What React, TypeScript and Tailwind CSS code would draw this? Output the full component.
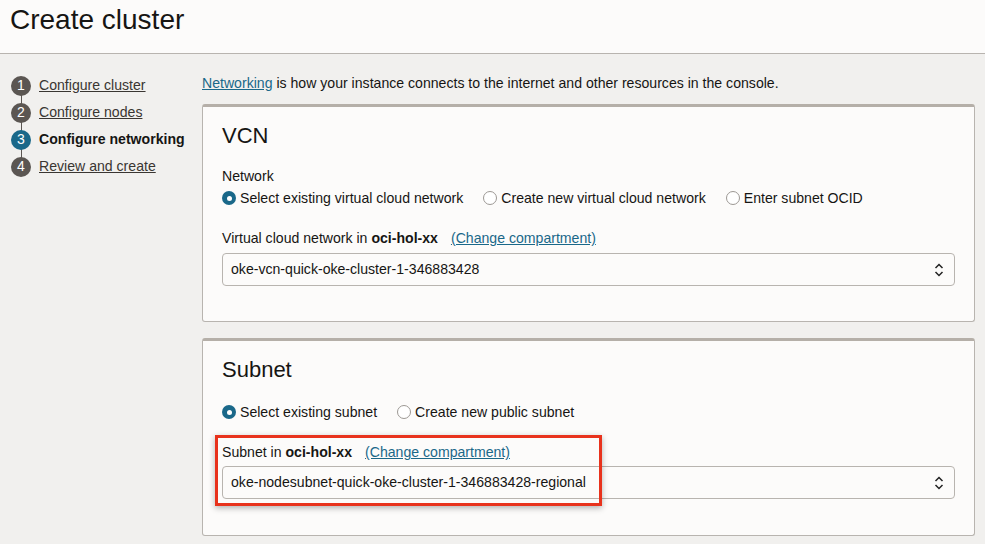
import React from 'react';

const steps = [
  { n: 1, label: 'Configure cluster' },
  { n: 2, label: 'Configure nodes' },
  { n: 3, label: 'Configure networking', active: true },
  { n: 4, label: 'Review and create' },
];

function Radio({ checked, label }: { checked?: boolean; label: string }) {
  return (
    <label className="flex items-center gap-[4px]">
      {checked ? (
        <span className="w-[14px] h-[14px] rounded-full bg-[#1a6889] flex items-center justify-center">
          <span className="w-[5px] h-[5px] rounded-full bg-white" />
        </span>
      ) : (
        <span className="w-[14px] h-[14px] rounded-full border border-[#9c9894] bg-white" />
      )}
      <span>{label}</span>
    </label>
  );
}

function Select({ value }: { value: string }) {
  return (
    <div className="h-[33px] w-[733px] border border-[#b8b4af] rounded-[4px] bg-[#fcfbfa] flex items-center justify-between pl-[8px] pr-[10px]">
      <span>{value}</span>
      <svg width="10" height="16" viewBox="0 0 10 16" fill="none" stroke="#222" strokeWidth="1.5">
        <path d="M1.5 6 L5 2.5 L8.5 6" />
        <path d="M1.5 10 L5 13.5 L8.5 10" />
      </svg>
    </div>
  );
}

function CompartmentLabel({ prefix }: { prefix: string }) {
  return (
    <div className="flex items-center h-[18px]">
      <span>{prefix} <b>oci-hol-xx</b></span>
      <a className="ml-[13px] text-[#1a6889] underline">(Change compartment)</a>
    </div>
  );
}

export default function App() {
  return (
    <div className="w-[985px] h-[544px] overflow-hidden bg-[#f1f0ee] text-[14.1px] text-[#161513] font-['Liberation_Sans',Arial,sans-serif]">
      {/* Header */}
      <div className="h-[54px] bg-[#fcfbfa] border-b border-[#b8b4af] pl-[10px] pt-[2px]">
        <h1 className="text-[28px] leading-[36px] text-[#161513]">Create cluster</h1>
      </div>

      <div className="flex">
        {/* Steps */}
        <div className="w-[202px] shrink-0 pl-[11px] pt-[18px]">
          {steps.map((s, i) => (
            <div key={s.n} className="flex items-center gap-[8px] h-[27px] relative">
              {i < steps.length - 1 && (
                <span className="absolute left-[9.5px] top-[18px] w-[1px] h-[18px] bg-[#5b5652]" />
              )}
              <span
                className={`relative w-[20px] h-[20px] rounded-full flex items-center justify-center text-white text-[14px] ${
                  s.active ? 'bg-[#1a6889]' : 'bg-[#5b5652]'
                }`}
              >
                {s.n}
              </span>
              <span className={s.active ? 'font-bold' : 'underline text-[#3a3632]'}>{s.label}</span>
            </div>
          ))}
        </div>

        {/* Content */}
        <div className="flex-1 pr-[10px] pt-[20px]">
          <p className="leading-[18px]">
            <a className="text-[#1a6889] underline">Networking</a> is how your instance connects to the internet and other resources in the console.
          </p>

          {/* VCN card */}
          <div className="mt-[12px] h-[218px] bg-[#fcfbfa] border border-[#b8b4af] border-t-[3px] border-t-[#b5afa8] rounded-[3px] pl-[19px] pt-[14px]">
            <h2 className="text-[22px] leading-[30px]">VCN</h2>
            <div className="mt-[16px] leading-[18px]">Network</div>
            <div className="mt-[4px] flex gap-[20px] leading-[18px]">
              <Radio checked label="Select existing virtual cloud network" />
              <Radio label="Create new virtual cloud network" />
              <Radio label="Enter subnet OCID" />
            </div>
            <div className="mt-[23px]">
              <CompartmentLabel prefix="Virtual cloud network in" />
            </div>
            <div className="mt-[5px]">
              <Select value="oke-vcn-quick-oke-cluster-1-346883428" />
            </div>
          </div>

          {/* Subnet card */}
          <div className="mt-[16px] h-[198px] bg-[#fcfbfa] border border-[#b8b4af] border-t-[3px] border-t-[#b5afa8] rounded-[3px] pl-[19px] pt-[14px]">
            <h2 className="text-[22px] leading-[30px]">Subnet</h2>
            <div className="mt-[18px] flex gap-[20px] leading-[18px]">
              <Radio checked label="Select existing subnet" />
              <Radio label="Create new public subnet" />
            </div>
            <div className="relative mt-[23px]">
              <div className="absolute left-[-7px] top-[-9px] w-[387px] h-[71px] border-[3px] border-[#e8321c] shadow-[0_2px_6px_rgba(0,0,0,0.3)] pointer-events-none z-10" />
              <CompartmentLabel prefix="Subnet in" />
              <div className="mt-[4px]">
                <Select value="oke-nodesubnet-quick-oke-cluster-1-346883428-regional" />
              </div>
            </div>
          </div>
        </div>
      </div>
    </div>
  );
}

----------------

> [What is asked]:
Extract every line of the data exactly; pictures stay out.

> [Result for this task]:
What React, TypeScript and Tailwind CSS code would draw this? Output the full component.
import React from 'react';

const steps = [
  { n: 1, label: 'Configure cluster' },
  { n: 2, label: 'Configure nodes' },
  { n: 3, label: 'Configure networking', active: true },
  { n: 4, label: 'Review and create' },
];

function Radio({ checked, label }: { checked?: boolean; label: string }) {
  return (
    <label className="flex items-center gap-[4px]">
      {checked ? (
        <span className="w-[14px] h-[14px] rounded-full bg-[#1a6889] flex items-center justify-center">
          <span className="w-[5px] h-[5px] rounded-full bg-white" />
        </span>
      ) : (
        <span className="w-[14px] h-[14px] rounded-full border border-[#9c9894] bg-white" />
      )}
      <span>{label}</span>
    </label>
  );
}

function Select({ value }: { value: string }) {
  return (
    <div className="h-[33px] w-[733px] border border-[#b8b4af] rounded-[4px] bg-[#fcfbfa] flex items-center justify-between pl-[8px] pr-[10px]">
      <span>{value}</span>
      <svg width="10" height="16" viewBox="0 0 10 16" fill="none" stroke="#222" strokeWidth="1.5">
        <path d="M1.5 6 L5 2.5 L8.5 6" />
        <path d="M1.5 10 L5 13.5 L8.5 10" />
      </svg>
    </div>
  );
}

function CompartmentLabel({ prefix }: { prefix: string }) {
  return (
    <div className="flex items-center h-[18px]">
      <span>{prefix} <b>oci-hol-xx</b></span>
      <a className="ml-[13px] text-[#1a6889] underline">(Change compartment)</a>
    </div>
  );
}

export default function App() {
  return (
    <div className="w-[985px] h-[544px] overflow-hidden bg-[#f1f0ee] text-[14.1px] text-[#161513] font-['Liberation_Sans',Arial,sans-serif]">
      {/* Header */}
      <div className="h-[54px] bg-[#fcfbfa] border-b border-[#b8b4af] pl-[10px] pt-[2px]">
        <h1 className="text-[28px] leading-[36px] text-[#161513]">Create cluster</h1>
      </div>

      <div className="flex">
        {/* Steps */}
        <div className="w-[202px] shrink-0 pl-[11px] pt-[18px]">
          {steps.map((s, i) => (
            <div key={s.n} className="flex items-center gap-[8px] h-[27px] relative">
              {i < steps.length - 1 && (
                <span className="absolute left-[9.5px] top-[18px] w-[1px] h-[18px] bg-[#5b5652]" />
              )}
              <span
                className={`relative w-[20px] h-[20px] rounded-full flex items-center justify-center text-white text-[14px] ${
                  s.active ? 'bg-[#1a6889]' : 'bg-[#5b5652]'
                }`}
              >
                {s.n}
              </span>
              <span className={s.active ? 'font-bold' : 'underline text-[#3a3632]'}>{s.label}</span>
            </div>
          ))}
        </div>

        {/* Content */}
        <div className="flex-1 pr-[10px] pt-[20px]">
          <p className="leading-[18px]">
            <a className="text-[#1a6889] underline">Networking</a> is how your instance connects to the internet and other resources in the console.
          </p>

          {/* VCN card */}
          <div className="mt-[12px] h-[218px] bg-[#fcfbfa] border border-[#b8b4af] border-t-[3px] border-t-[#b5afa8] rounded-[3px] pl-[19px] pt-[14px]">
            <h2 className="text-[22px] leading-[30px]">VCN</h2>
            <div className="mt-[16px] leading-[18px]">Network</div>
            <div className="mt-[4px] flex gap-[20px] leading-[18px]">
              <Radio checked label="Select existing virtual cloud network" />
              <Radio label="Create new virtual cloud network" />
              <Radio label="Enter subnet OCID" />
            </div>
            <div className="mt-[23px]">
              <CompartmentLabel prefix="Virtual cloud network in" />
            </div>
            <div className="mt-[5px]">
              <Select value="oke-vcn-quick-oke-cluster-1-346883428" />
            </div>
          </div>

          {/* Subnet card */}
          <div className="mt-[16px] h-[198px] bg-[#fcfbfa] border border-[#b8b4af] border-t-[3px] border-t-[#b5afa8] rounded-[3px] pl-[19px] pt-[14px]">
            <h2 className="text-[22px] leading-[30px]">Subnet</h2>
            <div className="mt-[18px] flex gap-[20px] leading-[18px]">
              <Radio checked label="Select existing subnet" />
              <Radio label="Create new public subnet" />
            </div>
            <div className="relative mt-[23px]">
              <div className="absolute left-[-7px] top-[-9px] w-[387px] h-[71px] border-[3px] border-[#e8321c] shadow-[0_2px_6px_rgba(0,0,0,0.3)] pointer-events-none z-10" />
              <CompartmentLabel prefix="Subnet in" />
              <div className="mt-[4px]">
                <Select value="oke-nodesubnet-quick-oke-cluster-1-346883428-regional" />
              </div>
            </div>
          </div>
        </div>
      </div>
    </div>
  );
}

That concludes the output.